Agent skill

verification-protocol

How to prove a hypothesis is TRUE or FALSE using Foundry tests.

Stars 215
Forks 33

Install this agent skill to your Project

npx add-skill https://github.com/PlamenTSV/plamen/tree/main/agents/skills/evm/verification-protocol

SKILL.md

Verification Protocol

How to prove a hypothesis is TRUE or FALSE using Foundry tests.
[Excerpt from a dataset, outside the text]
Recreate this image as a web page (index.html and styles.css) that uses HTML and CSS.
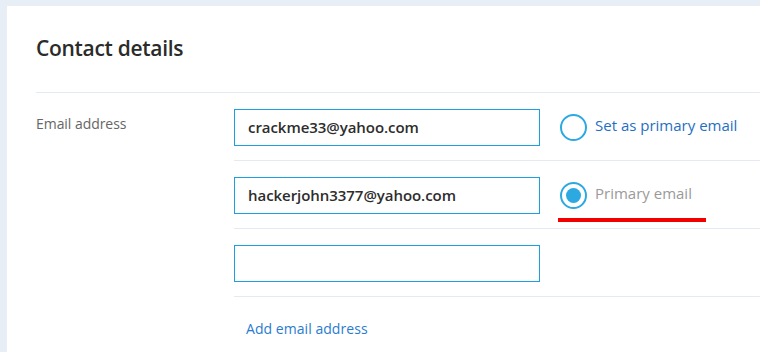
FILE: index.html
```html
<!DOCTYPE html>
<html lang="en">
<head>
<meta charset="utf-8">
<title>Contact details</title>
<link rel="stylesheet" href="styles.css">
</head>
<body>
<div class="card">
  <h1 class="title">Contact details</h1>
  <div class="section">
    <div class="label">Email address</div>
    <div class="emails">
      <div class="email-row">
        <div class="input">crackme33@yahoo.com</div>
        <div class="option">
          <span class="radio"></span>
          <span class="option-text link">Set as primary email</span>
        </div>
      </div>
      <div class="email-row">
        <div class="input">hackerjohn3377@yahoo.com</div>
        <div class="option">
          <span class="radio checked"></span>
          <span class="option-text muted">Primary email</span>
          <span class="mark"></span>
        </div>
      </div>
      <div class="email-row">
        <div class="input"></div>
      </div>
      <div class="add-row">
        <span class="add-link">Add email address</span>
      </div>
    </div>
  </div>
</div>
</body>
</html>
```

FILE: styles.css
```css
html, body {
  margin: 0;
  padding: 0;
}
body {
  background: #e7eef6;
  font-family: "Open Sans", "Noto Sans", sans-serif;
  height: 352px;
  overflow: hidden;
}
.card {
  margin: 6px 0 0 7px;
  background: #ffffff;
  padding: 0 0 0 29px;
  height: 346px;
  box-sizing: border-box;
}
.title {
  margin: 0;
  padding: 27px 0 0 0;
  height: 59px;
  font-size: 21px;
  font-weight: 600;
  color: #2b2b2b;
  line-height: 30px;
  letter-spacing: -0.3px;
  border-bottom: 1px solid #e3eaf1;
  box-sizing: content-box;
}
.section {
  display: grid;
  grid-template-columns: 198px 1fr;
}
.label {
  padding-top: 21px;
  font-size: 14px;
  line-height: 20px;
  color: #666666;
  letter-spacing: -0.05px;
}
.email-row {
  display: flex;
  align-items: center;
  padding: 16px 0 14px 0;
  border-bottom: 1px solid #e3eaf1;
}
.input {
  box-sizing: border-box;
  width: 306px;
  height: 37px;
  border: 1px solid #1da0e0;
  padding: 0 13px;
  font-size: 15px;
  line-height: 35px;
  font-weight: 600;
  color: #2d2d2d;
  letter-spacing: -0.05px;
}
.option {
  position: relative;
  display: flex;
  align-items: center;
  margin-left: 20px;
}
.radio {
  box-sizing: border-box;
  width: 27px;
  height: 27px;
  border: 2px solid #2ca9e1;
  border-radius: 50%;
  display: flex;
  align-items: center;
  justify-content: center;
}
.radio.checked::after {
  content: "";
  width: 15px;
  height: 15px;
  border-radius: 50%;
  background: #2ca9e1;
}
.option-text {
  margin-left: 8px;
  font-size: 15px;
  line-height: 20px;
  letter-spacing: 0;
  position: relative;
  top: -3px;
}
.link {
  color: #1f6fc2;
}
.muted {
  color: #9a9a9a;
}
.mark {
  position: absolute;
  left: -2px;
  top: 36px;
  width: 148px;
  height: 4px;
  background: #f20000;
}
.add-row {
  padding: 20px 0 0 12px;
}
.add-link {
  font-size: 14px;
  line-height: 20px;
  color: #2a7bd0;
  letter-spacing: 0.05px;
}
```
Evidence Source Tracking (MANDATORY)

CRITICAL: For EVERY piece of evidence used in verification, you MUST tag its source. Evidence from mocks or unverified external contracts CANNOT support a REFUTED verdict.

Evidence Source Tags

Tag Meaning Valid for REFUTED?
[PROD] Production contract (verified on-chain) YES
[MOCK] Mock/test contract NO
[CODE] Audited codebase (in-scope) YES
[EXT-UNV] External, unverified behavior NO
[DOC] Documentation/spec only NO (needs verification)

Evidence Audit Table (REQUIRED in every verification output)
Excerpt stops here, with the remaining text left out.